Epístola filosófica
Hoy me permito escribir
sin ambages: las afirmaciones que fabrican identidades a partir de un solo
rasgo -“eres xenófobo, luego eres menos humano”- merecen ser interrogadas. No
por fastidio académico, sino por responsabilidad social. Voy a desmenuzar, con
método paciente, las tres operaciones lógicas y retóricas que con frecuencia
aparecen en estos juicios, y a proponer vías para sustituir la condena por la
investigación reflexiva.
Operación primera -
Nombrar para cerrar.
Cuando una autoridad
nombra una actitud como “xenofobia” y la declara incompatible con una identidad
moral (ser cristiano, ser europeo, ser culto), lo que hace es sustituir la
evidencia por la sanción. Nombrar no equivale a explicar. El riesgo es que el
nombre funcione como verbo ejecutivo: decide, sin mostrar el expediente. Ese
gesto evita la labor ardua de escuchar historias, de verificar datos y de
distinguir entre odio y temor arraigado. La pregunta básica que falta es: ¿qué
hechos concretos fundamentan la etiqueta?
Operación segunda —
Confluir la ética con la retórica.
Hay un terreno legítimo
para la condena moral: el daño deliberado, la incitación, la violencia. Pero
convertir todo rechazo cultural en un vicio moral simplifica la ética hasta
volverla ritual. La ética exige discernimiento, graduación y proporcionalidad.
Condenar sin matices produce una doble injusticia: la del supuesto agresor
(etiquetado) y la de los que realmente sufren agresiones (sus voces diluidas
por el ruido moral).
Operación
tercera — La caja negra personal y la caja negra colectiva.
En psicología, hablar
de caja negra es admitir que sólo observamos entradas y salidas del sistema sin
conocer su mecanismo interno. En la vida social ocurre igual: observamos
comportamientos y aplicamos diagnósticos, ignorando memorias, experiencias y
narrativas. Hay que desempolvar esas cajas negras: entrevistas, historias
orales, trabajo comunitario. La única manera de convertir etiquetas en
comprensiones es abrir esos compartimentos, con respeto y metodología.

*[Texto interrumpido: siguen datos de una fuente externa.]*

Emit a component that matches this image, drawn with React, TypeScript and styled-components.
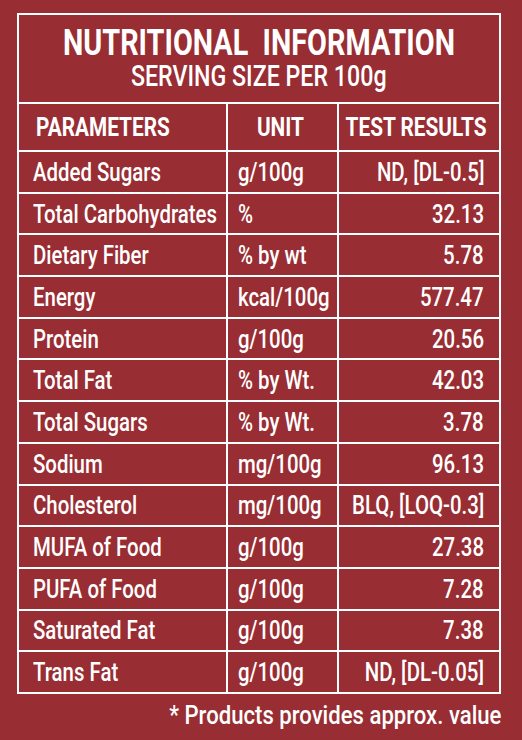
import {FC, ReactNode} from "react";
import styled, {createGlobalStyle} from "styled-components";

const GlobalStyle = createGlobalStyle`
  html, body {
    margin: 0;
    padding: 0;
    background-color: #982d33;
  }

  body {
    font-family: Roboto, "Liberation Sans", sans-serif;
    color: #ffffff;
  }
`;

type alignType = "left" | "center" | "right";

const StyledPage = styled.main`
  width: 522px;
  height: 740px;
  box-sizing: border-box;
  padding: 13px 21px 0 17px;
  display: flex;
  flex-direction: column;
`;

const StyledCard = styled.section`
  border: 2px solid #ffffff;
  display: flex;
  flex-direction: column;
`;

const StyledHeading = styled.header`
  height: 87px;
  box-sizing: border-box;
  display: flex;
  flex-direction: column;
  align-items: center;
  padding-top: 13px;
`;

const StyledTitle = styled.h1`
  margin: 0;
  font-size: 36px;
  line-height: 30px;
  font-weight: 700;
  white-space: nowrap;
`;

const StyledSubtitle = styled.p`
  margin: 3px 0 0;
  font-size: 29px;
  line-height: 30px;
  font-weight: 500;
  white-space: nowrap;
`;

// Roboto squeezed sideways to stand in for the condensed face of the label
const StyledNarrow = styled.span<{ $origin?: alignType, $scale?: number }>`
  display: inline-block;
  vertical-align: top;
  transform: scaleX(${({$scale}) => $scale ?? 0.8});
  transform-origin: ${({$origin}) => $origin ?? "left"} center;
`;

const StyledRow = styled.div<{ $head?: boolean }>`
  display: grid;
  grid-template-columns: 207px 111px 1fr;
  height: ${({$head}) => ($head ? "48px" : "41.7px")};
  box-sizing: border-box;
  border-top: 2px solid #ffffff;
  font-size: ${({$head}) => ($head ? "26px" : "25.5px")};
  font-weight: ${({$head}) => ($head ? 700 : 500)};
`;

const StyledCell = styled.div<{ $align?: alignType, $head?: boolean }>`
  display: flex;
  align-items: center;
  justify-content: ${({$align}) =>
    $align === "right" ? "flex-end" : $align === "center" ? "center" : "flex-start"};
  padding: 0 15px 0 ${({$head}) => ($head ? "17px" : "14px")};
  white-space: nowrap;
  min-width: 0;

  & + & {
    border-left: 2px solid #ffffff;
    padding-left: 10px;
  }
`;

const StyledNote = styled.p`
  margin: 7px 0 0;
  text-align: right;
  font-size: 25px;
  line-height: 30px;
  font-weight: 500;
  white-space: nowrap;
`;

type nutrientType = {
    name: string,
    unit: string,
    result: string
};

const nutrients: nutrientType[] = [
    {name: "Added Sugars", unit: "g/100g", result: "ND, [DL-0.5]"},
    {name: "Total Carbohydrates", unit: "%", result: "32.13"},
    {name: "Dietary Fiber", unit: "% by wt", result: "5.78"},
    {name: "Energy", unit: "kcal/100g", result: "577.47"},
    {name: "Protein", unit: "g/100g", result: "20.56"},
    {name: "Total Fat", unit: "% by Wt.", result: "42.03"},
    {name: "Total Sugars", unit: "% by Wt.", result: "3.78"},
    {name: "Sodium", unit: "mg/100g", result: "96.13"},
    {name: "Cholesterol", unit: "mg/100g", result: "BLQ, [LOQ-0.3]"},
    {name: "MUFA of Food", unit: "g/100g", result: "27.38"},
    {name: "PUFA of Food", unit: "g/100g", result: "7.28"},
    {name: "Saturated Fat", unit: "g/100g", result: "7.38"},
    {name: "Trans Fat", unit: "g/100g", result: "ND, [DL-0.05]"}
];

interface ICell {
    align?: alignType,
    head?: boolean,
    children: ReactNode
}

const Cell: FC<ICell> = ({align = "left", head, children}) => (
    <StyledCell $align={align} $head={head}>
        <StyledNarrow $origin={align}>{children}</StyledNarrow>
    </StyledCell>
);

const App: FC = () => {
    return (
        <>
            <GlobalStyle/>
            <StyledPage>
                <StyledCard>
                    <StyledHeading>
                        <StyledTitle>
                            <StyledNarrow $origin="center">NUTRITIONAL&nbsp; INFORMATION</StyledNarrow>
                        </StyledTitle>
                        <StyledSubtitle>
                            <StyledNarrow $origin="center">SERVING SIZE PER 100g</StyledNarrow>
                        </StyledSubtitle>
                    </StyledHeading>
                    <StyledRow $head>
                        <Cell head>PARAMETERS</Cell>
                        <Cell head align="center">UNIT</Cell>
                        <Cell head align="center">TEST RESULTS</Cell>
                    </StyledRow>
                    {nutrients.map((item) => (
                        <StyledRow key={item.name}>
                            <Cell>{item.name}</Cell>
                            <Cell>{item.unit}</Cell>
                            <Cell align="right">{item.result}</Cell>
                        </StyledRow>
                    ))}
                </StyledCard>
                <StyledNote>
                    <StyledNarrow $origin="right" $scale={0.885}>* Products provides approx. value</StyledNarrow>
                </StyledNote>
            </StyledPage>
        </>
    );
};

export default App;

Propuestas para un debate menos traumático:
A) Escucha clínica y
pública: instaurar espacios donde las quejas y
miedos se recojan sistemáticamente, con moderación profesional y sin que la
primera palabra sirva de sentencia. La escucha no es neutral; es técnica. Saber
preguntar cambia la respuesta.
B) Desmedicalizar la
acusación retórica: distinguir claramente entre fobia
clínica, prejuicio social y prudencia cultural. No todo “no me gusta” es
enfermedad; no todo “me preocupa” es intolerancia. El lenguaje público debería
recuperar la precisión.
C) Verificación.
Cuando una figura moral pronuncia un diagnóstico social, pedir evidencias
concretas no es frivolidad: es democracia. Datos, ejemplos verificables, testimonios
contrastados. Las palabras de autoridad requieren prueba.
D) Memoria compartida.
Reconocer heridas históricas no es legitimar agresiones presentes, pero sí
contextualizarlas. Crear archivos vivos de memoria local ayuda a comprender por
qué determinadas comunidades reaccionan con desconfianza.
E) Educación retórica.
Enseñar a la ciudadanía a distinguir recursos persuasivos: el argumento, la
apelación moral y la etiqueta acusatoria. No son lo mismo y no deben mezclarse
sin avisar.
Cierre reflexivo:
No pretendo aquí absolver ni condenar a grupos
enteros. Pretendo, en cambio, rescatar la urgencia del pensamiento crítico
frente a la prisa moral, que ha tenido el arzobispo de Tarragona Joan Planellas. Rotular puede consolar a quien manda el discurso, pero
no cura el tejido social. La verdadera valentía pública es permanecer incómodo
en la ambigüedad suficiente como para preguntar, reparar y convivir. La
sabiduría práctica -esa que no se exhibe en sermones- consiste en saber que los
grandes remedios empiezan por escuchar las pequeñas historias.